**Problem statement**
Using the listing below, copy every line that mentions "this".

**Exercise input**
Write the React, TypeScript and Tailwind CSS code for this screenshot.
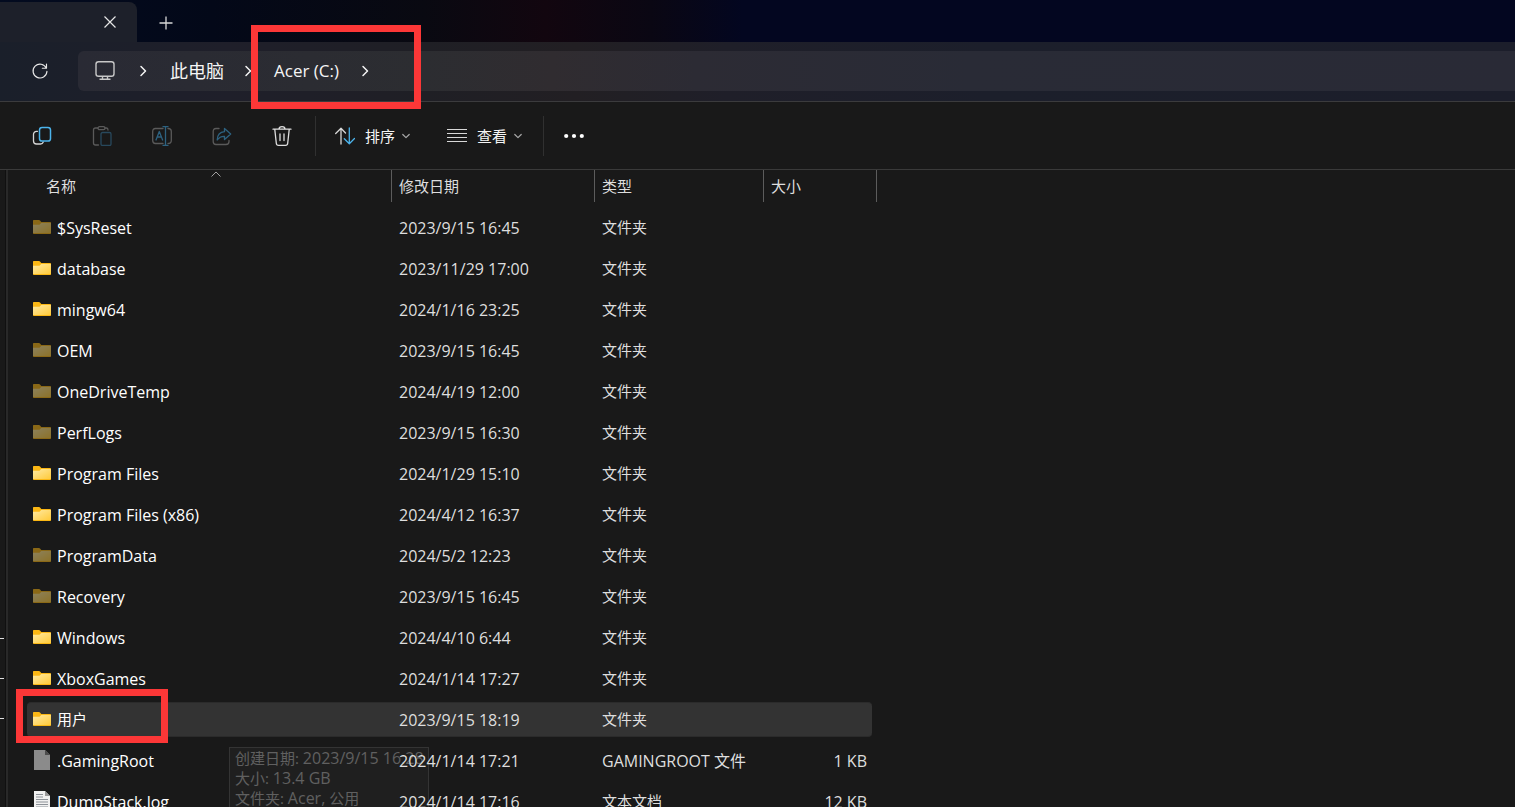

---

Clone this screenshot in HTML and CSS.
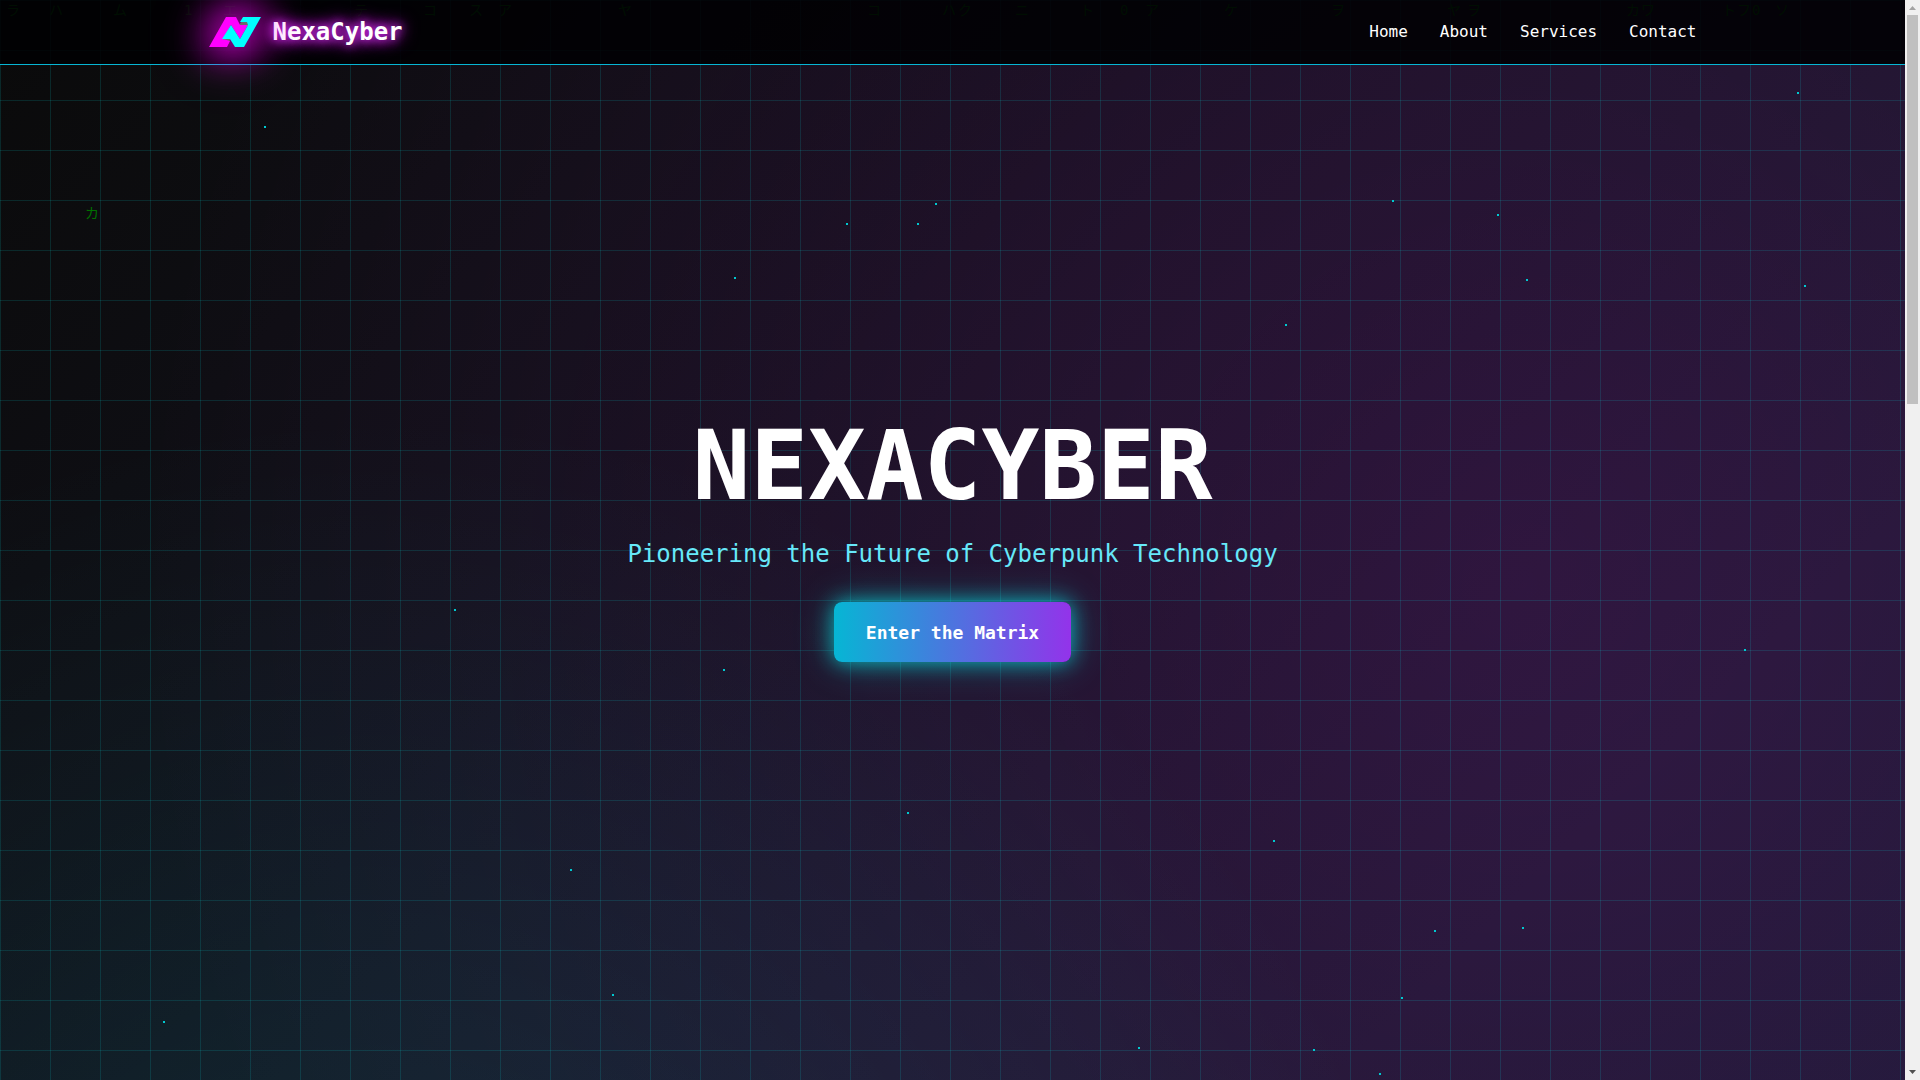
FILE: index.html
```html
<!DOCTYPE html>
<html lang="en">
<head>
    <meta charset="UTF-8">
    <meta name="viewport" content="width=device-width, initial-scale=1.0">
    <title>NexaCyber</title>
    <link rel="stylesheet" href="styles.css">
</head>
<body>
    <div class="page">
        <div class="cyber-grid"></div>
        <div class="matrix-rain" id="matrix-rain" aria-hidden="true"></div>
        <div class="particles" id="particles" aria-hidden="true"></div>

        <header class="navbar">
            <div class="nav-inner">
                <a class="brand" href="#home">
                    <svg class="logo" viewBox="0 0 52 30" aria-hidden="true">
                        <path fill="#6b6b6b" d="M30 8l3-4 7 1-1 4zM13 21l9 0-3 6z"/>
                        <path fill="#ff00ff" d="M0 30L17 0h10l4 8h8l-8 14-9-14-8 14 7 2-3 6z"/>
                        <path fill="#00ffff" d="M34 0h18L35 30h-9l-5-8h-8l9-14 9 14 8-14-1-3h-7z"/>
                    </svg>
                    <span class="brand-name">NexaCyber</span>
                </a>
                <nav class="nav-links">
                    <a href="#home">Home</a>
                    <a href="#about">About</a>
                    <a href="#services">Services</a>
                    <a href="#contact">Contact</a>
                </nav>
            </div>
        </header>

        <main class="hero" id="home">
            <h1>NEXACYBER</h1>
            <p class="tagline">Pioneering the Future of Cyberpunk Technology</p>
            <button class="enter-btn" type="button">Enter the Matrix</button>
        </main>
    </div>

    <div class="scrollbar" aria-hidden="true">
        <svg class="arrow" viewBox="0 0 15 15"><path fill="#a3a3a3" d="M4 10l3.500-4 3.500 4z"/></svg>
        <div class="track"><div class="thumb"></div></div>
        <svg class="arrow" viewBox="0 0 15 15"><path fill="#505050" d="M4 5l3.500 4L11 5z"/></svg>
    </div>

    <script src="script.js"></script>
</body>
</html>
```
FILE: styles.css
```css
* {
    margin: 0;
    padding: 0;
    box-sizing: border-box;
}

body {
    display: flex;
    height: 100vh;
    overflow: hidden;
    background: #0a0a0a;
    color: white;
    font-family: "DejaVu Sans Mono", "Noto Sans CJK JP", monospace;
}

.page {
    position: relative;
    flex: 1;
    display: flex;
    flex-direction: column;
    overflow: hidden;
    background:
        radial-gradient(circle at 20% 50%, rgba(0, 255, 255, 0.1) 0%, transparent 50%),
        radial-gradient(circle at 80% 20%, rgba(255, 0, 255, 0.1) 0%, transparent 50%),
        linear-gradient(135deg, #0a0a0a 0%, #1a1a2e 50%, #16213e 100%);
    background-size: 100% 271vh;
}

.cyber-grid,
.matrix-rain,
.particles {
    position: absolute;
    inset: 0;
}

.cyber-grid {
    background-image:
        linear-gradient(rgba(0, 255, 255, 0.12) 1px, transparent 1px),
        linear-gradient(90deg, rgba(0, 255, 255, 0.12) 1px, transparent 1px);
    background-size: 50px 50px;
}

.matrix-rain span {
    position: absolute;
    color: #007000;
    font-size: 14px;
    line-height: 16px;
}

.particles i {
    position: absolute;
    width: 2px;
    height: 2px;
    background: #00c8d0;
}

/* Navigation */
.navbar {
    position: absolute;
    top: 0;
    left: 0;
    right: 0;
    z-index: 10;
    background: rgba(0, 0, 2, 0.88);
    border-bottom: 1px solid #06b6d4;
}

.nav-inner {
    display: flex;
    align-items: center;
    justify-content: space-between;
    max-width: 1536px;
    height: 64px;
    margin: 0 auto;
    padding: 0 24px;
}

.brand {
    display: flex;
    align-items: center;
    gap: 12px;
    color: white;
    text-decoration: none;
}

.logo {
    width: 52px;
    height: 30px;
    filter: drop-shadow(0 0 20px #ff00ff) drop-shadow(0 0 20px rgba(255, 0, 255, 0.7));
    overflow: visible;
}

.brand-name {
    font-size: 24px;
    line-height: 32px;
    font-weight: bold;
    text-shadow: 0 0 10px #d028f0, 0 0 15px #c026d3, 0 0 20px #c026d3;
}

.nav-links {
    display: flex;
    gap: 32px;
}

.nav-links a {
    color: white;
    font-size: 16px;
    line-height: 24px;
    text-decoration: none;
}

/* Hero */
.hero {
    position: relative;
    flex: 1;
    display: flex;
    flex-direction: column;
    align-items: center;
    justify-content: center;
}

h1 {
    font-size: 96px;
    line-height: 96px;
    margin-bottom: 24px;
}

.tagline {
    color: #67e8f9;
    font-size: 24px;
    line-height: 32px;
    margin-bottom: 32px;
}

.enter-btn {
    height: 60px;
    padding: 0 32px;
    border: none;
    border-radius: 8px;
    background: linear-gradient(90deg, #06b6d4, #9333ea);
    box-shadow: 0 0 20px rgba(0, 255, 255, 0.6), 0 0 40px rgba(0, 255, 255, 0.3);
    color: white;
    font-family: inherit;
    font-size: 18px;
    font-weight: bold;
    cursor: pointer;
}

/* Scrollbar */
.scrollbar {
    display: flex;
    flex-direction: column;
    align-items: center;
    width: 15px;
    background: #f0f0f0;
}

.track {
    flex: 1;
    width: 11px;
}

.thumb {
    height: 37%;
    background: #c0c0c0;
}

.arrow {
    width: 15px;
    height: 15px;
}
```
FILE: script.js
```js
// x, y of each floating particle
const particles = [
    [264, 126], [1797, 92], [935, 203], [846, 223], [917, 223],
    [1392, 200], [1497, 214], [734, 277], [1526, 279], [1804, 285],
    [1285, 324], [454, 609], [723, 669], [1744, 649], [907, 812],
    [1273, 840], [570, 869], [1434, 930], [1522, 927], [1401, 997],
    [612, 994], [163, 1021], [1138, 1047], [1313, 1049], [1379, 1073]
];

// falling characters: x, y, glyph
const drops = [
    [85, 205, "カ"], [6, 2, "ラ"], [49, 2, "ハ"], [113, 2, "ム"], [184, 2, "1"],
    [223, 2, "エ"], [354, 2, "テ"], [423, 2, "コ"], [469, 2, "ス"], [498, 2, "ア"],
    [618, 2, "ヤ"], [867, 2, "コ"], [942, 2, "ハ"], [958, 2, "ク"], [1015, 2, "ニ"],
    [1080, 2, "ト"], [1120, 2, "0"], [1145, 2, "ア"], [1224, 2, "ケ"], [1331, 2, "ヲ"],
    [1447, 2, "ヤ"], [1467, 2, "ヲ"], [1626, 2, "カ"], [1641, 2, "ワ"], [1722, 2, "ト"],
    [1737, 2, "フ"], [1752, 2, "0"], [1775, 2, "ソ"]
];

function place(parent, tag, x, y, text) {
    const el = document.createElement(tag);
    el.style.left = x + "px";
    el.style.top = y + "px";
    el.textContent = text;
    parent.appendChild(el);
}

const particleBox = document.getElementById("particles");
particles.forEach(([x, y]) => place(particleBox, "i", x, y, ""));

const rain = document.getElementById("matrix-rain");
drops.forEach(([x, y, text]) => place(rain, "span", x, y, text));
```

**Exercise response**
Write the React, TypeScript and Tailwind CSS code for this screenshot.
Clone this screenshot in HTML and CSS.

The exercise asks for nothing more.